Before the 2020 presidential election, before Trump spent the aftermath making wildly false allegations that the presidency had been stolen, before Trump pressured Vice President Mike Pence to betray his oath of office on Jan. 6, 2021, and send the election back to the states, and before Trump urged his supporters to march so disastrously on the Capitol, before all of that: There was Kris Kobach.

You remember him, don’t you?

Most Kansans know Kobach as a perennial — and mostly failed — Republican candidate for statewide office. He actually did win once, serving two terms as Kansas secretary of state, but that gig ended ignominiously: His legal defense of the state’s voter citizenship law was so shoddy that the judge found him in contempt and ordered him to take remedial law classes. The state ended up paying out $1.9 million in the case.

Kobach ran for governor in 2018, and failed. He ran for Pat Roberts’ U.S. Senate seat in 2020, and failed. And in the midst of all these failures, he tried to help Trump prove that millions of votes had been illegally cast in the 2016 presidential election — and failed again.

That may sound ridiculous: Didn’t Trump win the 2016 election? Well, yes, he won the Electoral College vote and thus the presidency. But he lost the popular vote to Hillary Clinton by nearly 3 million votes. Trump being Trump, he insisted this couldn’t be the case — that she must have been the beneficiary of millions of improper votes. There had to have been malfeasance, right?
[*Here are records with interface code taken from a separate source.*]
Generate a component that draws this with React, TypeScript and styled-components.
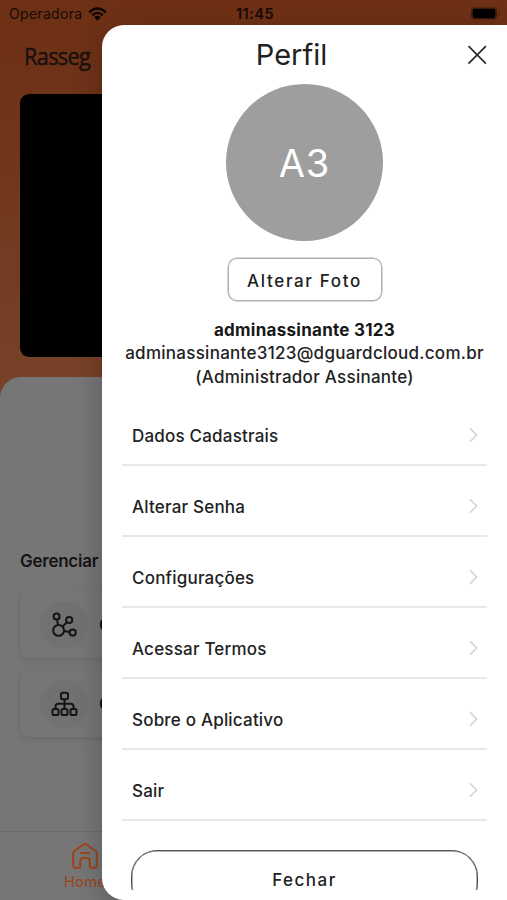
import React from "react";
import styled, { createGlobalStyle } from "styled-components";

const GlobalStyle = createGlobalStyle`
  * { box-sizing: border-box; }
  body { margin: 0; background: #767676; font-family: Inter, "Liberation Sans", sans-serif; color: #222; }
  button { font: inherit; color: inherit; background: none; padding: 0; margin: 0; border: 0; }
`;

const Screen = styled.div`
  position: relative;
  width: 507px;
  height: 900px;
  overflow: hidden;
  background: linear-gradient(#6e3015 0, #6f3319 100px, #774329 400px);
`;

const HomePage = styled.div`
  height: 100%;
  display: flex;
  flex-direction: column;
`;

const StatusBar = styled.div`
  height: 26px;
  flex: none;
  display: grid;
  grid-template-columns: 1fr auto 1fr;
  align-items: center;
  padding: 2px 6px 0 9px;
  font-size: 14px;
  line-height: 24px;
  color: #150b07;
`;

const Carrier = styled.div`
  display: flex;
  align-items: center;
  gap: 6px;
  letter-spacing: 0.3px;
`;

const Clock = styled.div`
  font-weight: 600;
  font-size: 14.5px;
  letter-spacing: 0.5px;
`;

const BatteryIcon = styled.svg`
  justify-self: end;
`;

const Logo = styled.div`
  flex: none;
  height: 68px;
  padding: 11px 0 0 24px;
  font: 400 24.5px/38px "Open Sans", sans-serif;
  letter-spacing: -0.8px;
  color: #1b110c;
  -webkit-text-stroke: 0.5px #1b110c;

  span { display: inline-block; transform: scaleX(0.89); transform-origin: 0 50%; }
`;

const VideoPanel = styled.div`
  flex: none;
  height: 263px;
  margin-left: 20px;
  border-radius: 9px;
  background: #000;
`;

const Sheet = styled.main`
  flex: 1;
  margin-top: 20px;
  border-radius: 21px 21px 0 0;
  background: #767676;
  display: flex;
  flex-direction: column;
`;

const SectionTitle = styled.h2`
  margin: 172px 0 17px 20px;
  font-size: 17px;
  line-height: 24px;
  font-weight: 600;
  letter-spacing: -0.25px;
  color: #141414;
`;

const ManageCard = styled.div`
  height: 68px;
  margin: 0 20px 11px;
  padding: 2px 0 0 20px;
  border-radius: 9px;
  display: flex;
  align-items: center;
  gap: 11px;
  background: #767676;
  box-shadow: 0 2px 6px rgba(0, 0, 0, 0.1);
  font-size: 17px;
  font-weight: 600;
  color: #141414;
`;

const IconDisc = styled.div`
  width: 48px;
  height: 48px;
  border-radius: 50%;
  background: #717171;
  display: grid;
  place-items: center;
`;

const TabBar = styled.nav`
  height: 69px;
  margin-top: auto;
  padding: 10px 0 0 64px;
  border-top: 1px solid #6a6a6a;
`;

const Tab = styled.div`
  width: 42px;
  display: flex;
  flex-direction: column;
  align-items: center;
  font-size: 14.5px;
  line-height: 24px;
  letter-spacing: 0.4px;
  color: #9f4317;
`;

const Drawer = styled.aside`
  position: absolute;
  top: 25px;
  right: 0;
  bottom: 0;
  width: 405px;
  padding: 0 20px 10px;
  display: flex;
  flex-direction: column;
  border-radius: 22px 0 0 22px;
  background: #fff;
  box-shadow: 0 8px 28px rgba(0, 0, 0, 0.24);
`;

const DrawerHeader = styled.header`
  flex: none;
  height: 59px;
  display: grid;
  grid-template-columns: 20px 1fr 20px;
  align-items: center;
`;

const Title = styled.h1`
  grid-column: 2;
  margin: 0 26px 0 0;
  text-align: center;
  font-size: 29px;
  font-weight: 400;
  letter-spacing: 0;
`;

const CloseButton = styled.button`
  display: grid;
  place-items: center;
`;

const Avatar = styled.div`
  flex: none;
  align-self: center;
  width: 157px;
  height: 157px;
  border-radius: 50%;
  background: #9e9e9e;
  color: #fff;
  display: grid;
  place-items: center;
  font-size: 38px;
  font-weight: 400;
  letter-spacing: 0.8px;
`;

const PhotoButton = styled.button`
  flex: none;
  align-self: center;
  width: 154px;
  height: 43px;
  margin-top: 17px;
  padding-top: 2px;
  border: 1px solid #b0b0b0;
  box-shadow: 0 0 0 0.5px #b0b0b0;
  border-radius: 9px;
  font-size: 17px;
  font-weight: 500;
  letter-spacing: 1.65px;
`;

const Identity = styled.div`
  flex: none;
  margin: 18px -20px 0;
  text-align: center;
  font-size: 17px;
  line-height: 23.4px;
  font-weight: 500;
  letter-spacing: 0.27px;
`;

const UserName = styled.div`
  font-weight: 700;
  color: #181818;
`;

const Menu = styled.div`
  flex: none;
  margin-top: 6px;
`;

const MenuRow = styled.div`
  height: 70.9px;
  display: flex;
  align-items: center;
  justify-content: space-between;
  padding: 13px 9px 0 10px;
  border-bottom: 2px solid #e8e8e8;
  font-size: 17px;
  font-weight: 500;
  letter-spacing: 0.2px;

  svg { margin-bottom: 2px; }
`;

const Footer = styled.div`
  flex: 1;
  min-height: 0;
  overflow: hidden;
  padding: 29px 9px 0;
`;

const DismissButton = styled.button`
  display: block;
  width: 100%;
  height: 60px;
  padding-top: 1px;
  border: 1px solid #555;
  box-shadow: inset 0 0 0 0.5px #666;
  border-radius: 26px;
  font-size: 17px;
  font-weight: 500;
  letter-spacing: 1.5px;
`;

const items = [
  "Dados Cadastrais",
  "Alterar Senha",
  "Configurações",
  "Acessar Termos",
  "Sobre o Aplicativo",
  "Sair",
];

const WifiIcon = () => (
  <svg width="19" height="14" viewBox="0 0 19 14" fill="none" stroke="#0d0704" strokeWidth="2.3">
    <path d="M1.2 5.3Q9.5-2.3 17.8 5.3M4.1 8.3Q9.5 3.4 14.9 8.3" />
    <path d="M6.1 10.2Q9.5 7.5 12.9 10.2L9.5 13.7Z" fill="#0d0704" stroke="none" />
  </svg>
);

const Chevron = () => (
  <svg width="9" height="16" viewBox="0 0 9 16" fill="none" stroke="#d4d4d4" strokeWidth="1.6">
    <path d="M1 1.2l6.6 6.8L1 14.8" />
  </svg>
);

const NodesIcon = () => (
  <svg width="26" height="26" viewBox="0 0 26 26" fill="none" stroke="#141414" strokeWidth="2">
    <circle cx="7.6" cy="18.4" r="5.4" />
    <circle cx="5.6" cy="4.4" r="3" />
    <circle cx="18.2" cy="8" r="3.1" />
    <circle cx="21.7" cy="20.6" r="3.1" />
    <path d="M6 7.4l1 5.6M11.5 14.6l4.4-4.4M13 19.1l5.6.9" />
  </svg>
);

const TreeIcon = () => (
  <svg width="27" height="26" viewBox="0 0 27 26" fill="none" stroke="#141414" strokeWidth="2">
    <rect x="10" y="1.8" width="7" height="6.4" rx="1.7" />
    <rect x="1.5" y="18" width="6" height="6" rx="1.6" />
    <rect x="10.5" y="18" width="6" height="6" rx="1.6" />
    <rect x="19.5" y="18" width="6" height="6" rx="1.6" />
    <path d="M13.5 8.2V18M4.5 18v-2.6q0-2.6 2.6-2.6h12.8q2.6 0 2.6 2.6V18" />
  </svg>
);

const HomeIcon = () => (
  <svg width="28" height="28" viewBox="0 0 28 28" fill="none" stroke="#9f4317" strokeWidth="2" strokeLinejoin="round" strokeLinecap="round">
    <path d="M2.2 11.2Q2.2 9.8 3.3 9L12.8 2.3q1.2-.8 2.4 0L24.7 9q1.1.8 1.1 2.2v12.3q0 2.2-2.2 2.2h-3.8q-1 0-1-1V19q0-3.3-4.8-3.3T9.2 19v5.7q0 1-1 1H4.4q-2.2 0-2.2-2.2Z" />
    <path d="M10.3 11h7.4" />
  </svg>
);

export default function App() {
  return (
    <Screen>
      <GlobalStyle />
      <HomePage>
        <StatusBar>
          <Carrier>Operadora <WifiIcon /></Carrier>
          <Clock>11:45</Clock>
          <BatteryIcon width="31" height="15" viewBox="0 0 31 15">
            <rect x="1" y="0.5" width="26" height="12" rx="3.5" fill="#3f1d0d" />
            <rect x="3" y="2.1" width="22" height="8.8" rx="2" fill="#000" />
            <path d="M28.3 4.5q2.2 2.3 0 4.5Z" fill="#3f1d0d" />
          </BatteryIcon>
        </StatusBar>
        <Logo><span>Rasseg</span></Logo>
        <VideoPanel />
        <Sheet>
          <SectionTitle>Gerenciar</SectionTitle>
          <ManageCard><IconDisc><NodesIcon /></IconDisc>C</ManageCard>
          <ManageCard><IconDisc><TreeIcon /></IconDisc>C</ManageCard>
          <TabBar>
            <Tab><HomeIcon />Home</Tab>
          </TabBar>
        </Sheet>
      </HomePage>
      <Drawer>
        <DrawerHeader>
          <Title>Perfil</Title>
          <CloseButton aria-label="Fechar">
            <svg width="20" height="20" viewBox="0 0 20 20" stroke="#2b2b2b" strokeWidth="1.7">
              <path d="M1.5 1.2l17.4 17.4M18.9 1.2L1.5 18.6" />
            </svg>
          </CloseButton>
        </DrawerHeader>
        <Avatar>A3</Avatar>
        <PhotoButton>Alterar Foto</PhotoButton>
        <Identity>
          <UserName>adminassinante 3123</UserName>
          <div>adminassinante3123@dguardcloud.com.br</div>
          <div>(Administrador Assinante)</div>
        </Identity>
        <Menu>
          {items.map((label) => (
            <MenuRow key={label}>{label}<Chevron /></MenuRow>
          ))}
        </Menu>
        <Footer>
          <DismissButton>Fechar</DismissButton>
        </Footer>
      </Drawer>
    </Screen>
  );
}
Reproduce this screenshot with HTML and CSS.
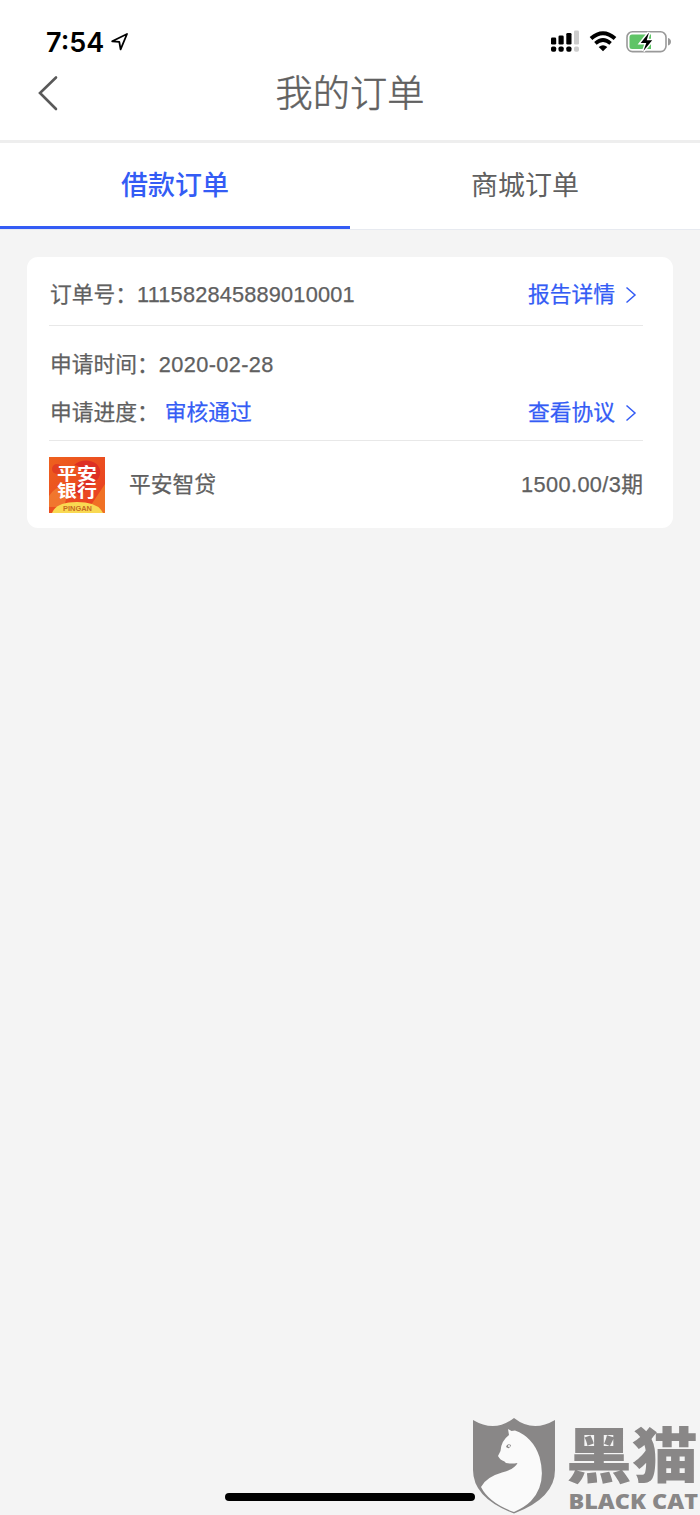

That’s where Kobach came in.

In 2017, Trump picked Kobach to lead his Election Integrity Commission to prove the unproven fraud. And Kobach kicked off the investigation with some rather spectacular claims.”We have discovered 128 specific cases of non-citizens who either registered to vote or attempting to register to vote,” he told the press. “But that’s just the tip of the iceberg. One expert in the case estimated the total number could be in excess of 18,000 on our voter rolls,”

It was all nonsense. Even if true, though, the existence of a few hundred — or even a few thousands — improper voter registrations couldn’t have explained the difference between Trump and Clinton’s popular vote totals. The commission disbanded a year after it started, with Kobach insisting that electoral fraud was a real and rampant problem and everybody else pretty much rolling their eyes at his weak claims. It was an embarrassment.

But Kobach’s efforts on Trump’s behalf also served as a sort of dry run for the falsehoods, conspiracy theories and scheming that marked the former president’s attempt to overturn the 2020 election. As we’ve seen from the Jan. 6 committee hearings, the truth — that Joe Biden won, and that any mix-ups in the voting process weren’t nearly enough to turn the election in Trump’s favor — was irrelevant. All that mattered was staying in power.

Kobach, meanwhile, is now running for office again, this time for Kansas attorney general.The GOP primary is Aug. 2. If victorious, he will try once again to drag the state and its taxpayers along for his endless, fruitless culture war crusade. His campaign website lists five priorities for the AG’s office. No. 2 on the list? “Prosecute voter fraud.”

Here we go again.

Leave aside the wisdom of hiring an attorney general whose legal representation has already been so costly to Kansans. Kobach has spent the last decade trying and failing to prove the existence of voter fraud. Either he’s wrong about the scope of the problem, or he’s right and simply lousy at ferreting it out. Neither possibility suggests that he is right for the job of being the state’s top lawyer. More likely, Kris Kobach is another Jan. 6 disaster waiting to happen.